**PROBLEM DESCRIPTION**
Copy every line of the listing that holds the string "React".

-- Start RECORDS PROVIDED --

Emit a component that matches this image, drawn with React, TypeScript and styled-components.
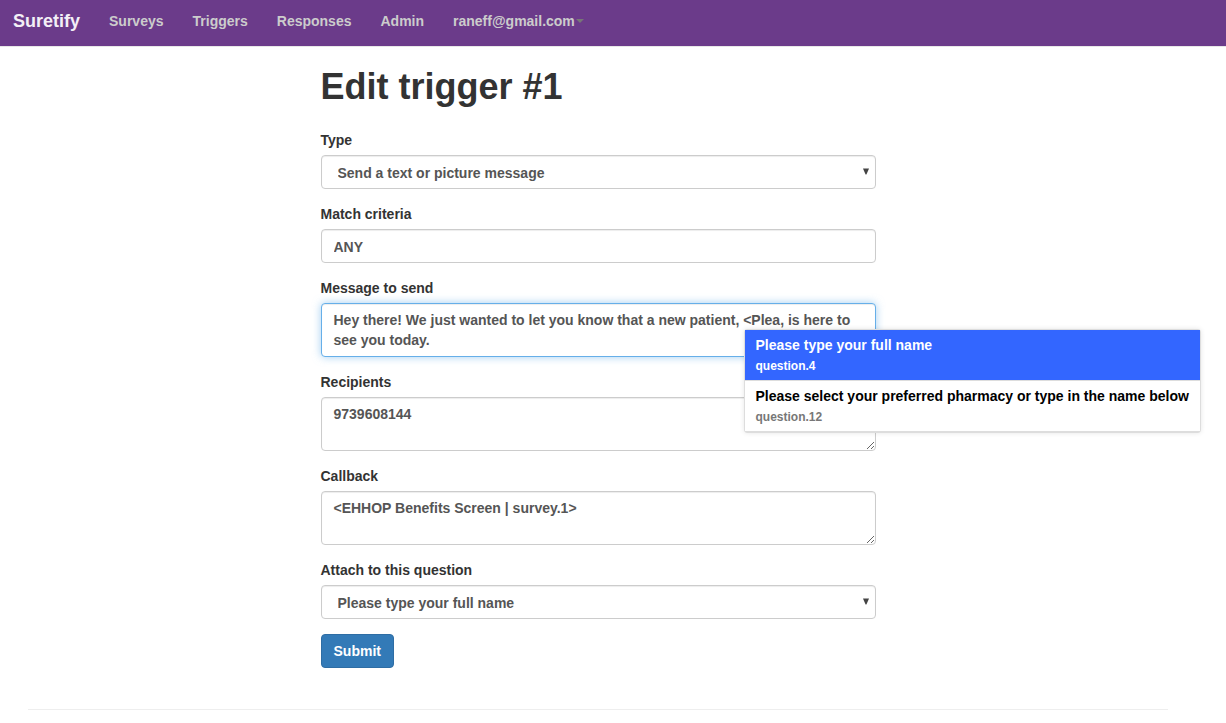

-- End RECORDS PROVIDED --
-- Start RECORDS PROVIDED --

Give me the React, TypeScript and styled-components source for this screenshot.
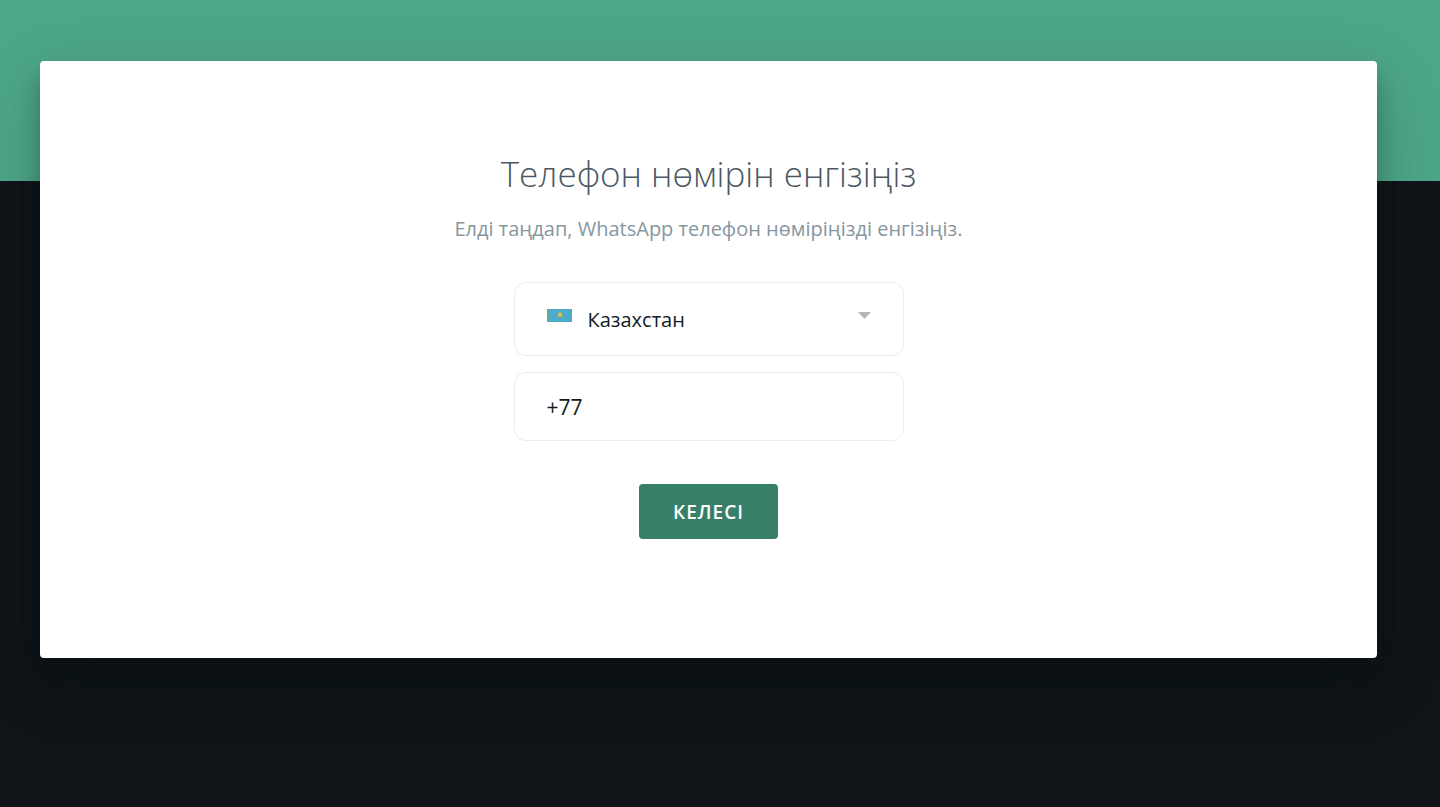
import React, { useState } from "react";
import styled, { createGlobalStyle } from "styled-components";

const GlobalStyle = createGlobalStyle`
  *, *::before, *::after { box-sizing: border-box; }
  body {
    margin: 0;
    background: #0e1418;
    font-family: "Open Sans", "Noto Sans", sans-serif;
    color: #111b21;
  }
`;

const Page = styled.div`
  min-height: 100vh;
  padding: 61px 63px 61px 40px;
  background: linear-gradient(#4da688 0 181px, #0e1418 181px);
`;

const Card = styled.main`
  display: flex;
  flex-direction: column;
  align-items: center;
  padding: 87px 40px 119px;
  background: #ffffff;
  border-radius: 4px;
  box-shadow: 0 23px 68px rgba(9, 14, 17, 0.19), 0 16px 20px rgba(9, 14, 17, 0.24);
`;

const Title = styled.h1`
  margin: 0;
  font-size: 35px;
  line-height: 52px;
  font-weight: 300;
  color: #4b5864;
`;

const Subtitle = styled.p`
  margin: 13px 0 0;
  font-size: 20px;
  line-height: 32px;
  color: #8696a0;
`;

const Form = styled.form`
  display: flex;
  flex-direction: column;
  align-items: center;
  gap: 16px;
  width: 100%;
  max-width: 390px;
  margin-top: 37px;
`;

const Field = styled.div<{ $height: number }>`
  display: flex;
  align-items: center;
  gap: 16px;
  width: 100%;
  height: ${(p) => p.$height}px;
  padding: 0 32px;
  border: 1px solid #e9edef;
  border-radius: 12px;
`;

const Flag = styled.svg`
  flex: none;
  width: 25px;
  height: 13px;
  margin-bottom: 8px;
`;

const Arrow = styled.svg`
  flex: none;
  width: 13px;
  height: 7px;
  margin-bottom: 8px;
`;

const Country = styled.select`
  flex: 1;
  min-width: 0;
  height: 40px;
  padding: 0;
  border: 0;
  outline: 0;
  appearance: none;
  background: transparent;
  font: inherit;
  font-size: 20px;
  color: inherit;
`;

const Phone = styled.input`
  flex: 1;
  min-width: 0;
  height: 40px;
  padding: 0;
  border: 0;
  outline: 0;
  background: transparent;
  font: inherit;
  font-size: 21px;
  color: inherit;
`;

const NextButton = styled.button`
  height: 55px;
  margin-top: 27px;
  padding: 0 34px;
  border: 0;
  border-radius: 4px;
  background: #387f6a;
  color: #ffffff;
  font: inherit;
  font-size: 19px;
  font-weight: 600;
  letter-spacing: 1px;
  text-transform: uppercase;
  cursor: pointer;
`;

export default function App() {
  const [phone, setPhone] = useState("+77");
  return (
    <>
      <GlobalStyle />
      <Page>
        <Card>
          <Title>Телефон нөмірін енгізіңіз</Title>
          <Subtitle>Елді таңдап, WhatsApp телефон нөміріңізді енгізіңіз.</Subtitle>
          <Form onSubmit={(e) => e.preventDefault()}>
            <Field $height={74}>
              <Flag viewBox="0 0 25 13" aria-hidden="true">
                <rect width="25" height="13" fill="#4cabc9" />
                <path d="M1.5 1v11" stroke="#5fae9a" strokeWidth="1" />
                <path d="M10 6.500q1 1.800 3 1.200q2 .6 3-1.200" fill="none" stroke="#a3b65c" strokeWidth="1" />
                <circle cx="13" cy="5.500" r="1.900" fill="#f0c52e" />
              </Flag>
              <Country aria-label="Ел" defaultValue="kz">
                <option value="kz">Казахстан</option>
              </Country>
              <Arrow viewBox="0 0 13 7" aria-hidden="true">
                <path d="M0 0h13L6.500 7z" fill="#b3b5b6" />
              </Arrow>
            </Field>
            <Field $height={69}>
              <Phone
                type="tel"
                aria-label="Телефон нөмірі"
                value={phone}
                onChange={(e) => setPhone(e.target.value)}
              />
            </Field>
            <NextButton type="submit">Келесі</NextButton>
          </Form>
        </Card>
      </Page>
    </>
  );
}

-- End RECORDS PROVIDED --

**RESULT OF THIS TASK**
Emit a component that matches this image, drawn with React, TypeScript and styled-components.
Give me the React, TypeScript and styled-components source for this screenshot.
import React, { useState } from "react";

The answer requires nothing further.